Creative Artists on Dance Engine:
- Project Director: Alison Dobbins, Associate Professor of Theatre at Michigan State University
- Software Developer: Dr. Charles Owen, Associate Professor of Computer Science at Michigan State University
- Choreographer: Kori Wakamatsu, Associate Professor of Dance at Brigham Young University
- Lighting Designer: Michael Kraczek, Associate Professor of Theatrical Design
- Composer: Bill Sallak, Associate Professor of Audio Production, University of Wisconsin – Green Bay.
- Puzzle Composer: Ashley Heska, Freelance Artist
Dancer Toss
The first performance project in the development of Dance Engine. Breaking the fourth wall, one cellphone at a time
Dancer Toss (2013), was presented in a typical performance setting where audience members remained seated. Live dancers performed a choreographed piece, then ran off and on stage in response to commands from audience cellphones. The audience then tossed an image of the dancers from phone to phone and then finally back to the stage. The results of this research were published in the International Journal of Pervasive Computing and Communications in a paper entitled Integrating the Audience Into a Theatre Performance Using Mobile Devices, which won second place for paper presentation at the International Conference on Advancements in Mobile Computing and Multimedia, Vienna, Austria, December 2013.
Performance Dates: April 30th and May 2nd 2013
RCAH Theatre, Michigan State University
Dancing Computer: Dance and Performance to Teach Computer Literacy
Dancing Computer is a project that explores the inverse of Dance Engine; how to use dance to teach computer literacy. Aimed at elementary age school children, students ‘dance’ computer programs, learning both dance terminology and concepts of coding such as sequencing and conditionals. Theatre is used to create a fun and engaging learning environment as children become a computer.
Dancing Computer aims to teach computer programming by teaching students first to read code before they write it. This is a revolutionary approach – the norm being to start students off in writing code. Furthermore, Dancing Computer appeals to a wide range of learning styles as the students learn through visual, verbal, and kinetic methods. It also teaches dance literacy to students through easy to understand step-by-step instructions given on a mobile device. This familiar interface makes the dancing seem less scary or foreign.
Combining computer and dance literacy brings the arts and STEM technology together and showcases the value of STEAM based learning.

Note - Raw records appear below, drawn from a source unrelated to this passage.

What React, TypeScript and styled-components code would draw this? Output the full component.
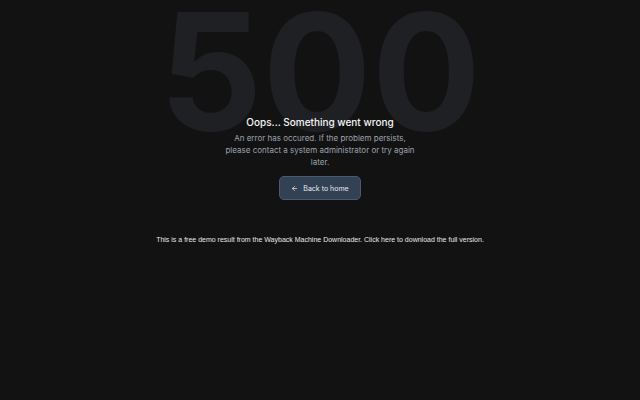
import React from 'react';
import styled, { createGlobalStyle } from 'styled-components';

const GlobalStyle = createGlobalStyle`
  html, body {
    margin: 0;
    padding: 0;
    background: #121212;
  }
  body {
    font-family: Inter, "Noto Sans", sans-serif;
    color: #f4f4f5;
  }
`;

const Page = styled.div`
  width: 640px;
  height: 400px;
  overflow: hidden;
  display: flex;
  flex-direction: column;
  align-items: center;
`;

const ErrorBlock = styled.div`
  display: flex;
  flex-direction: column;
  align-items: center;
  text-align: center;
`;

const BigCode = styled.div`
  font-size: 162px;
  font-weight: 700;
  line-height: 162px;
  height: 162px;
  color: #1f2023;
  margin-top: -10px;
  margin-bottom: -37px;
  user-select: none;
`;

const Title = styled.h1`
  position: relative;
  margin: 0;
  font-size: 10px;
  font-weight: 500;
  color: #f5f5f5;
  line-height: 14px;
`;

const Message = styled.p`
  position: relative;
  margin: 3px 0 0;
  width: 194px;
  font-size: 8px;
  line-height: 12px;
  color: #9ca3af;
`;

const HomeButton = styled.button`
  margin-top: 8px;
  display: flex;
  align-items: center;
  gap: 5px;
  height: 24px;
  padding: 0 11px;
  border-radius: 5px;
  border: 1px solid #4b5a70;
  background: #334155;
  color: #e5e7eb;
  font-family: Inter, sans-serif;
  font-size: 7px;
  cursor: pointer;
`;

const Notice = styled.div`
  margin-top: 35px;
  font-family: "Liberation Sans", Arial, sans-serif;
  font-size: 7px;
  line-height: 9px;
  color: #e8e8e8;
`;

const ArrowLeft = () => (
  <svg width="7" height="7" viewBox="0 0 24 24" fill="none" stroke="currentColor" strokeWidth="2.5" strokeLinecap="round" strokeLinejoin="round">
    <path d="M19 12H5" />
    <path d="M12 19l-7-7 7-7" />
  </svg>
);

export default function App() {
  return (
    <Page>
      <GlobalStyle />
      <ErrorBlock>
        <BigCode>500</BigCode>
        <Title>Oops... Something went wrong</Title>
        <Message>
          An error has occured. If the problem persists, please contact a system administrator or try again later.
        </Message>
        <HomeButton>
          <ArrowLeft />
          Back to home
        </HomeButton>
      </ErrorBlock>
      <Notice>
        This is a free demo result from the Wayback Machine Downloader. Click here to download the full version.
      </Notice>
    </Page>
  );
}
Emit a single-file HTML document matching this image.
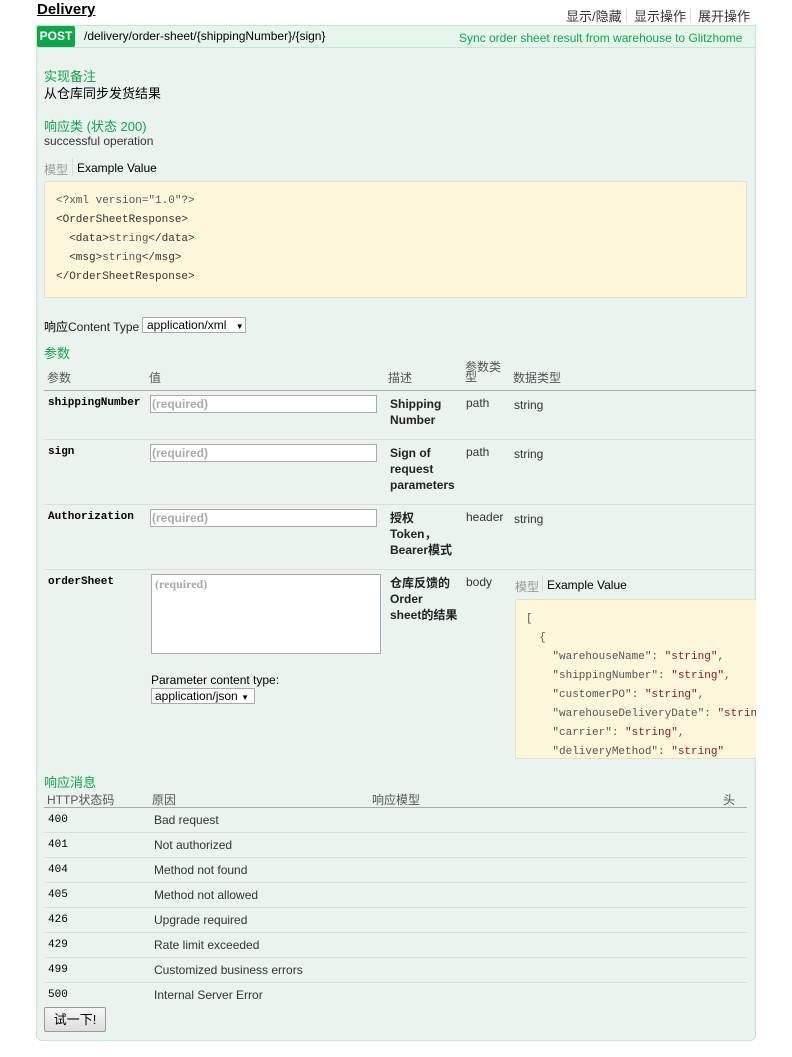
<!DOCTYPE html>
<html><head><meta charset="utf-8"><style>
*{margin:0;padding:0;box-sizing:border-box}
body{width:792px;height:1057px;background:#fff;position:relative;overflow:hidden;font-family:"Liberation Sans","Noto Sans CJK SC",sans-serif;font-size:12px;color:#333}
.a{position:absolute;white-space:nowrap}
.g{color:#10a54a}
.m{font-family:"Liberation Mono","Noto Sans CJK SC",monospace;font-size:11px}
.b{font-weight:bold}
.inp{position:absolute;background:#fff;border:1px solid #aaa;height:18px;width:227px;color:#aaa;font-size:12px;padding-left:1px;line-height:16px;font-weight:bold}
.hl{position:absolute;height:1px;background:#ddd}
.code{position:absolute;background:#fcf6db;border:1px solid #e5e0c6;font-family:"Liberation Mono",monospace;font-size:11px;line-height:19px;color:#555;overflow:hidden}
.tag{color:#333}
.s{color:#8b1a1a}
</style></head><body>
<div class="a b" style="left:37px;top:1px;font-size:15px;color:#000;text-decoration:underline">Delivery</div>
<div class="a" style="left:566px;top:6px;font-size:13px;color:#333">显示/隐藏</div>
<div class="a" style="left:626px;top:8px;width:1px;height:14px;background:#ddd"></div>
<div class="a" style="left:634px;top:6px;font-size:13px;color:#333">显示操作</div>
<div class="a" style="left:690px;top:8px;width:1px;height:14px;background:#ddd"></div>
<div class="a" style="left:698px;top:6px;font-size:13px;color:#333">展开操作</div>

<div class="a" style="left:36px;top:25px;width:720px;height:1016px;background:#ebf3ee;border:1px solid #c3e8d1;border-radius:0 0 6px 6px"></div>
<div class="a" style="left:36px;top:25px;width:720px;height:23px;background:#e7f6ec;border:1px solid #c3e8d1"></div>
<div class="a b" style="left:37px;top:26px;width:38px;height:21px;background:#10a54a;color:#fff;font-size:12px;line-height:21px;text-align:center;border-radius:2px">POST</div>
<div class="a" style="left:84px;top:29px;font-size:12px;color:#000">/delivery/order-sheet/{shippingNumber}/{sign}</div>
<div class="a g" style="left:459px;top:31px;font-size:12px">Sync order sheet result from warehouse to Glitzhome</div>

<div class="a g" style="left:44px;top:66px;font-size:13px">实现备注</div>
<div class="a" style="left:44px;top:83px;font-size:13px;color:#000">从仓库同步发货结果</div>
<div class="a g" style="left:44px;top:116px;font-size:13px">响应类 (状态 200)</div>
<div class="a" style="left:44px;top:134px;color:#333">successful operation</div>
<div class="a" style="left:44px;top:161px;color:#999">模型</div>
<div class="a" style="left:72px;top:158px;width:1px;height:18px;background:#ddd"></div>
<div class="a" style="left:77px;top:161px;color:#000">Example Value</div>
<div class="code" style="left:44px;top:181px;width:703px;height:117px;padding:10px 0 0 11px">&lt;?xml version="1.0"?&gt;<br><span class="tag">&lt;OrderSheetResponse&gt;</span><br>&nbsp;&nbsp;<span class="tag">&lt;data&gt;</span>string<span class="tag">&lt;/data&gt;</span><br>&nbsp;&nbsp;<span class="tag">&lt;msg&gt;</span>string<span class="tag">&lt;/msg&gt;</span><br><span class="tag">&lt;/OrderSheetResponse&gt;</span></div>

<div class="a" style="left:44px;top:318px;color:#000">响应<span style="color:#222">Content Type</span></div>
<div class="a" style="left:142px;top:317px;width:104px;height:16px;background:#fff;border:1px solid #aaa;font-size:12px;line-height:14px;padding-left:4px;color:#000">application/xml <span style="font-size:8px;margin-left:6px">▼</span></div>
<div class="a g" style="left:44px;top:343px;font-size:13px">参数</div>

<div class="a" style="left:47px;top:369px;color:#555">参数</div>
<div class="a" style="left:149px;top:369px;color:#555">值</div>
<div class="a" style="left:388px;top:369px;color:#555">描述</div>
<div class="a" style="left:465px;top:362px;color:#555;line-height:10px;white-space:normal;width:40px">参数类<br>型</div>
<div class="a" style="left:513px;top:369px;color:#555">数据类型</div>
<div class="a" style="left:44px;top:390px;width:712px;height:1px;background:#aaa"></div>

<div class="a m b" style="left:48px;top:397px;color:#000">shippingNumber</div>
<div class="inp" style="left:150px;top:395px">(required)</div>
<div class="a b" style="left:390px;top:396px;color:#222;line-height:16px">Shipping<br>Number</div>
<div class="a" style="left:466px;top:396px">path</div>
<div class="a" style="left:514px;top:398px">string</div>
<div class="hl" style="left:44px;top:439px;width:712px"></div>

<div class="a m b" style="left:48px;top:446px;color:#000">sign</div>
<div class="inp" style="left:150px;top:444px">(required)</div>
<div class="a b" style="left:390px;top:445px;color:#222;line-height:16px">Sign of<br>request<br>parameters</div>
<div class="a" style="left:466px;top:445px">path</div>
<div class="a" style="left:514px;top:447px">string</div>
<div class="hl" style="left:44px;top:504px;width:712px"></div>

<div class="a m b" style="left:48px;top:511px;color:#000">Authorization</div>
<div class="inp" style="left:150px;top:509px">(required)</div>
<div class="a b" style="left:390px;top:510px;color:#222;line-height:16px">授权<br>Token，<br>Bearer模式</div>
<div class="a" style="left:466px;top:510px">header</div>
<div class="a" style="left:514px;top:512px">string</div>
<div class="hl" style="left:44px;top:569px;width:712px"></div>

<div class="a m b" style="left:48px;top:576px;color:#000">orderSheet</div>
<div class="a" style="left:151px;top:574px;width:230px;height:80px;background:#fff;border:1px solid #aaa;font-family:'Liberation Serif',serif;color:#aaa;font-weight:bold;padding:2px 3px">(required)</div>
<div class="a" style="left:151px;top:673px;color:#000">Parameter content type:</div>
<div class="a" style="left:151px;top:688px;width:104px;height:16px;background:#fff;border:1px solid #aaa;font-size:12px;line-height:14px;padding-left:3px;color:#000">application/json <span style="font-size:8px">▼</span></div>
<div class="a b" style="left:390px;top:575px;color:#222;line-height:16px">仓库反馈的<br>Order<br>sheet的结果</div>
<div class="a" style="left:466px;top:575px">body</div>
<div class="a" style="left:515px;top:578px;color:#999">模型</div>
<div class="a" style="left:542px;top:575px;width:1px;height:18px;background:#ddd"></div>
<div class="a" style="left:547px;top:578px;color:#000">Example Value</div>
<div class="code" style="left:515px;top:599px;width:241px;height:160px;padding:10px 0 0 10px;border-right:none;white-space:pre">[
  {
    "warehouseName": <span class="s">"string"</span>,
    "shippingNumber": <span class="s">"string"</span>,
    "customerPO": <span class="s">"string"</span>,
    "warehouseDeliveryDate": <span class="s">"string"</span>,
    "carrier": <span class="s">"string"</span>,
    "deliveryMethod": <span class="s">"string"</span></div>

<div class="a g" style="left:44px;top:772px;font-size:13px">响应消息</div>
<div class="a" style="left:47px;top:791px;color:#555">HTTP状态码</div>
<div class="a" style="left:152px;top:791px;color:#555">原因</div>
<div class="a" style="left:372px;top:791px;color:#555">响应模型</div>
<div class="a" style="left:723px;top:791px;color:#555">头</div>
<div class="a" style="left:44px;top:807px;width:703px;height:1px;background:#aaa"></div>

<div class="a m" style="left:48px;top:814px;color:#000">400</div><div class="a" style="left:154px;top:813px">Bad request</div>
<div class="hl" style="left:44px;top:832px;width:703px"></div>
<div class="a m" style="left:48px;top:839px;color:#000">401</div><div class="a" style="left:154px;top:838px">Not authorized</div>
<div class="hl" style="left:44px;top:857px;width:703px"></div>
<div class="a m" style="left:48px;top:864px;color:#000">404</div><div class="a" style="left:154px;top:863px">Method not found</div>
<div class="hl" style="left:44px;top:882px;width:703px"></div>
<div class="a m" style="left:48px;top:889px;color:#000">405</div><div class="a" style="left:154px;top:888px">Method not allowed</div>
<div class="hl" style="left:44px;top:907px;width:703px"></div>
<div class="a m" style="left:48px;top:914px;color:#000">426</div><div class="a" style="left:154px;top:913px">Upgrade required</div>
<div class="hl" style="left:44px;top:932px;width:703px"></div>
<div class="a m" style="left:48px;top:939px;color:#000">429</div><div class="a" style="left:154px;top:938px">Rate limit exceeded</div>
<div class="hl" style="left:44px;top:957px;width:703px"></div>
<div class="a m" style="left:48px;top:964px;color:#000">499</div><div class="a" style="left:154px;top:963px">Customized business errors</div>
<div class="hl" style="left:44px;top:982px;width:703px"></div>
<div class="a m" style="left:48px;top:989px;color:#000">500</div><div class="a" style="left:154px;top:988px">Internal Server Error</div>

<div class="a" style="left:44px;top:1007px;width:62px;height:25px;background:linear-gradient(#f6f6f6,#dedede);border:1px solid #999;border-radius:2px;color:#000;font-size:13px;line-height:23px;text-align:center">试一下!</div>
</body></html>
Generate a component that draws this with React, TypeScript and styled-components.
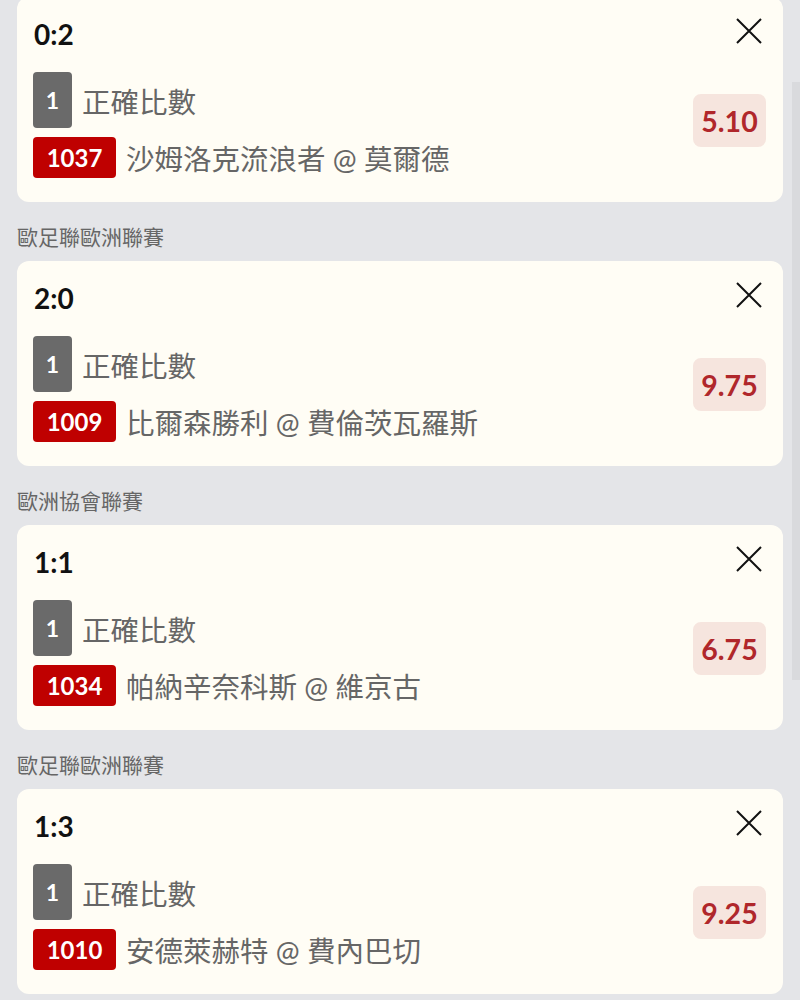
import styled, { createGlobalStyle } from "styled-components";

interface Bet {
  league?: string;
  score: string;
  market: string;
  leg: string;
  code: string;
  match: string;
  odds: string;
}

const bets: Bet[] = [
  {
    score: "0:2",
    market: "正確比數",
    leg: "1",
    code: "1037",
    match: "沙姆洛克流浪者 @ 莫爾德",
    odds: "5.10",
  },
  {
    league: "歐足聯歐洲聯賽",
    score: "2:0",
    market: "正確比數",
    leg: "1",
    code: "1009",
    match: "比爾森勝利 @ 費倫茨瓦羅斯",
    odds: "9.75",
  },
  {
    league: "歐洲協會聯賽",
    score: "1:1",
    market: "正確比數",
    leg: "1",
    code: "1034",
    match: "帕納辛奈科斯 @ 維京古",
    odds: "6.75",
  },
  {
    league: "歐足聯歐洲聯賽",
    score: "1:3",
    market: "正確比數",
    leg: "1",
    code: "1010",
    match: "安德萊赫特 @ 費內巴切",
    odds: "9.25",
  },
];

const GlobalStyle = createGlobalStyle`
  html, body {
    margin: 0;
    padding: 0;
    background: #e4e5e8;
    overflow: hidden;
  }
  body {
    font-family: Lato, "Noto Sans CJK TC", sans-serif;
  }
`;

const BetSlip = () => {
  return (
    <>
      <GlobalStyle />
      <Page>
        {bets.map((bet, i) => (
          <Group key={i}>
            {bet.league && <League>{bet.league}</League>}
            <Card>
              <CardHeader>
                <Score>{bet.score}</Score>
                <CloseButton aria-label="remove">
                  <svg width="26" height="26" viewBox="0 0 26 26">
                    <path
                      d="M1 1 L25 25 M25 1 L1 25"
                      stroke="#111"
                      strokeWidth="2"
                      fill="none"
                    />
                  </svg>
                </CloseButton>
              </CardHeader>
              <CardBody>
                <Lines>
                  <Line>
                    <LegBadge>{bet.leg}</LegBadge>
                    <LineText>{bet.market}</LineText>
                  </Line>
                  <Line>
                    <CodeBadge>{bet.code}</CodeBadge>
                    <LineText>{bet.match}</LineText>
                  </Line>
                </Lines>
                <Odds>{bet.odds}</Odds>
              </CardBody>
            </Card>
          </Group>
        ))}
      </Page>
      <ScrollThumb />
    </>
  );
};

const Page = styled.div`
  display: flex;
  flex-direction: column;
  padding: 0 17px;
  margin-top: -3px;
`;

const Group = styled.section`
  display: flex;
  flex-direction: column;
`;

const League = styled.div`
  font-size: 21px;
  line-height: 24px;
  color: #666;
  padding: 23px 0 12px;
`;

const Card = styled.div`
  background: #fffdf5;
  border-radius: 12px;
  padding: 20px 17px 24px 16px;
  display: flex;
  flex-direction: column;
  gap: 21px;
`;

const CardHeader = styled.div`
  display: flex;
  justify-content: space-between;
  align-items: center;
  height: 34px;
`;

const Score = styled.div`
  font-size: 28px;
  font-weight: 700;
  color: #111;
  line-height: 34px;
  padding-left: 1px;
`;

const CloseButton = styled.button`
  background: none;
  border: none;
  padding: 0;
  margin: 0 4px 7px 0;
  width: 26px;
  height: 26px;
  display: flex;
  cursor: pointer;
`;

const CardBody = styled.div`
  display: flex;
  justify-content: space-between;
  align-items: center;
`;

const Lines = styled.div`
  display: flex;
  flex-direction: column;
  gap: 9px;
`;

const Line = styled.div`
  display: flex;
  align-items: center;
  gap: 10px;
`;

const LineText = styled.span`
  font-size: 28.5px;
  color: #666;
  white-space: nowrap;
`;

const LegBadge = styled.span`
  width: 39px;
  height: 56px;
  border-radius: 4px;
  background: #6a6a6a;
  color: #fff;
  font-size: 23px;
  font-weight: 700;
  display: flex;
  align-items: center;
  justify-content: center;
`;

const CodeBadge = styled.span`
  height: 41px;
  width: 83px;
  border-radius: 4px;
  background: #bf0000;
  color: #fff;
  font-size: 24px;
  font-weight: 700;
  display: flex;
  align-items: center;
  justify-content: center;
`;

const Odds = styled.div`
  width: 73px;
  height: 53px;
  border-radius: 8px;
  background: #f6e5de;
  color: #b0272b;
  font-size: 28.5px;
  font-weight: 700;
  display: flex;
  align-items: center;
  justify-content: center;
  margin-bottom: 9px;
`;

const ScrollThumb = styled.div`
  position: fixed;
  right: 0;
  top: 82px;
  width: 8px;
  height: 598px;
  background: #d9dadd;
`;

export default BetSlip;
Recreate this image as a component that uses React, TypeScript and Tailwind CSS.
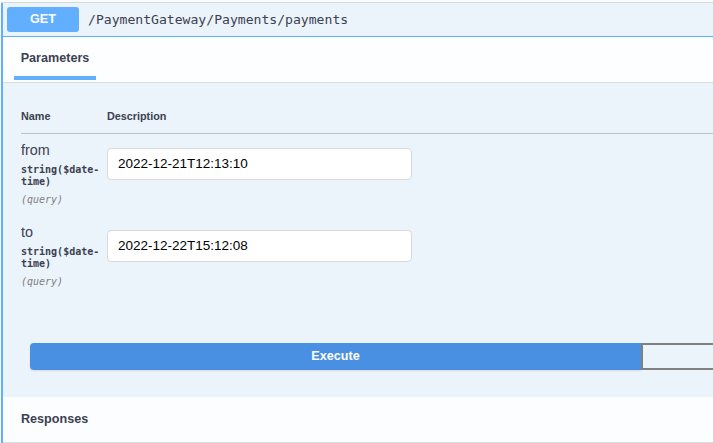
import React from "react";

const sans = { fontFamily: '"Liberation Sans", Arial, sans-serif' };
const mono = { fontFamily: '"DejaVu Sans Mono", "Liberation Mono", monospace' };

function ParamRow({ name, value }: { name: string; value: string }) {
  return (
    <div className="flex items-start pb-[10px]">
      <div className="w-[86px] shrink-0 pt-[8px]">
        <div className="text-[14.4px] leading-[17px] text-[#3b4151]" style={sans}>
          {name}
        </div>
        <div
          className="mt-[5px] w-[82px] text-[10px] leading-[12px] font-semibold text-[#3b4151]"
          style={mono}
        >
          string($date-time)
        </div>
        <div className="mt-[6px] text-[10px] leading-[12px] italic text-[#808080]" style={mono}>
          (query)
        </div>
      </div>
      <div className="pt-[14px]">
        <div
          className="flex h-[32px] w-[305px] items-center rounded-[4px] border border-[#d9d9d9] bg-white pl-[10px] text-[13.5px] text-black"
          style={sans}
        >
          {value}
        </div>
      </div>
    </div>
  );
}

export default function App() {
  return (
    <div className="h-[443px] w-[713px] overflow-hidden bg-[#fafbfc]" style={sans}>
      <div className="pt-[2px] pl-[1px]">
        <div className="border-t border-[#d5d9de]">
          <div className="border-l-2 border-[#61affe] bg-[#ebf3fb]">
            {/* summary */}
            <div className="flex h-[33px] items-center">
              <div className="ml-[4px] flex h-[25px] w-[72px] items-center justify-center rounded-[3px] bg-[#61affe] text-[12.6px] font-bold text-white">
                GET
              </div>
              <div className="ml-[9px] text-[13.1px] text-[#3b4151]" style={mono}>
                /PaymentGateway/Payments/payments
              </div>
            </div>
            <div className="h-[1px] bg-[#61affe]" />
            {/* tab header */}
            <div className="h-[46px] border-b border-[#d8dde3] bg-[#fdfeff] pl-[11px]">
              <div className="flex h-full w-[82px] flex-col">
                <div className="flex flex-1 items-center justify-center pt-[3px] text-[12.6px] font-bold text-[#3b4151]">
                  Parameters
                </div>
                <div className="mb-[2px] h-[4px] bg-[#61affe]" />
              </div>
            </div>
            {/* parameters */}
            <div className="pl-[18px] pt-[26px] pb-[27px]">
              <div className="flex border-b border-[#bcc2cb] pb-[10px] text-[10.8px] font-bold leading-[14px] text-[#3b4151]">
                <div className="w-[86px]">Name</div>
                <div>Description</div>
              </div>
              <ParamRow name="from" value="2022-12-21T12:13:10" />
              <ParamRow name="to" value="2022-12-22T15:12:08" />
              <div className="mt-[45px] ml-[9px] flex">
                <div className="flex h-[27px] w-[611px] shrink-0 items-center justify-center rounded-l-[4px] bg-[#4990e2] text-[12.6px] font-bold text-white shadow-[0_1px_2px_rgba(0,0,0,0.1)]">
                  Execute
                </div>
                <div className="h-[27px] w-[611px] shrink-0 border-2 border-[#808080] bg-transparent" />
              </div>
            </div>
            {/* responses */}
            <div className="flex h-[46px] items-center border-b border-[#d8dde3] bg-[#fbfdff] pl-[18px] text-[12.6px] font-bold text-[#3b4151]">
              Responses
            </div>
          </div>
        </div>
      </div>
    </div>
  );
}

- Project Director: Dr. Charles Owen, Associate Professor of Computer Science
- Co-Project Director: Alison Dobbins, Associate Professor of Theatre
- Co-Project Director: Dr. Laura Dillon, Professor of Computer Science
- Choreographer: Joni Starr, Theatre Engagement and Education Coordinator
- Choreographer: Brad Willcuts, Associate Professor of Musical Theatre
Local Performances:
- Winans Elementary School, Lansing, MI April 2015
- Brownell STEP Academy YouthQuest Program, Flint, MI May 2015
- Impression 5 Science Center, Lansing, MI Summer 2016
Dancer Computer (2017), was presented in the school gymnasium with audience seated around an 8×8 set of colored tiles. Each student was given a tablet which instructed them on where to start and each step in the code with instructions that contained direction, distance and movement prompts such as “Crab-walk Forward 3”. The results of this research was published in the International Conference on Advances in Mobile Computing & Multimedia in a paper entitled Dancing Computer: Computer Literacy though Dance, August 2017.